Individuals with a strong BAS possess a heightened approach drive (all else being equal) but this motivational propensity should be expected to be modulated by the activity of the FFFS and BIS. These interactions between the various components of RST, along with the personal specificity of what counts as an attractor or repulsor, mean that links between RST traits and organisationally-relevant outcomes will be complex. With these caveats in mind, it should still be expected that the BAS will have an important main effect on workplace performance, with high BAS predicting high productivity and low BAS predicting low productivity: Without a reasonably strong BAS there would be no ‘will do’ or impetus for action. Consistent with this, the aspect of the FFM that is most closely associated with BAS, namely extraversion, is reliably (if modestly) associated with work performance, especially in occupations in which performance reflects an individual’s willingness to persist in the face of social resistance, such as that experienced by sales-people and managers (Barrick, et al., 2001). We suggest that a person’s general level of FFFS/repulsor motivation moderates the effects of BAS, sometimes in decisive ways (some positive, some negative). A healthy level of FFFS sensitivity should, indeed, temper high BAS, allowing more effective decision-making by highlighting the aversive outcomes of making a wrong decision.

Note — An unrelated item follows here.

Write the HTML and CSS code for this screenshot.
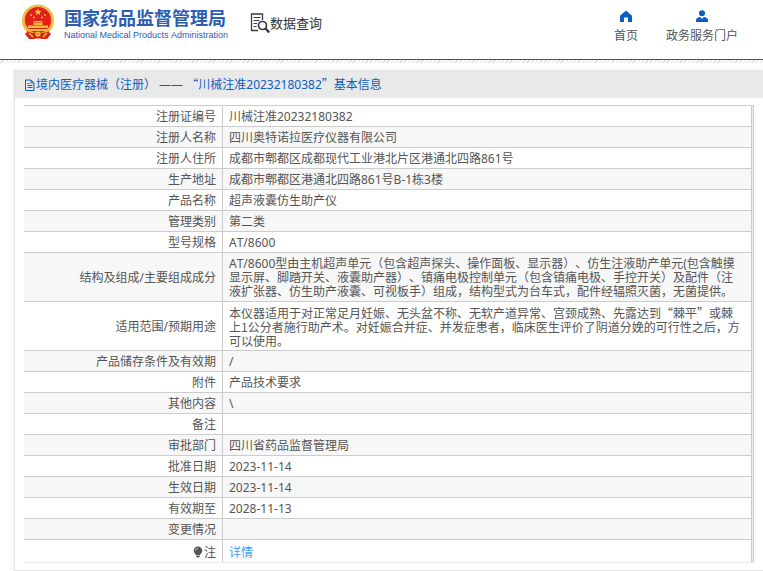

Here it is interesting to note that Perkins & Corr (2006) found that, in a group of military personnel and business managers, neuroticism-related worry enhanced performance in the more cognitively-able, arguably because they directed their risk-assessment towards job-related factors rather than self-focused worry. An excessively strong FFFS, in contrast, would increase simple avoidance motivation and escape from potential loss—a loss aversive disposition—or a defensive panicky type of action in other situations (where immediate decisions are needed). Indeed, excessive punishment (FFFS/BIS) sensitivity would paralyze a person’s drive for results. Conversely, if punishment sensitivity is too low it could lead to a person’s drive becoming uncontrolled and disinhibited: Yet another route to BAS-redirected reckless and capricious behaviour.

Activation of the FFFS will generally subtract from BAS effects; if sufficiently intense, this will lead to a conflict activating the BIS resulting in cautious and indecisive action. Although in some organizational contexts this may well be adaptive behaviour, its long-term activation should be expected to impair performance. Specifically, goal conflict in BIS theory includes conflict between two equally-balanced, but incompatible, goals and intriguingly, these goals can both be attractors (e.g., business strategies) which we should expect to impair performance, especially if the negative consequences of making the wrong decision is evaluated as a form of, saliently aversive, loss. Added to this intensity of these effects is the appraisal of these outcomes for employee’s own status and standing in the organization. Consistent with this, individuals who are high on the BIS-related FFM dimension of neuroticism (the opposite end of which is commonly labelled as emotional stability), tend to have lower performance in all occupations (Barrick et al., 2001).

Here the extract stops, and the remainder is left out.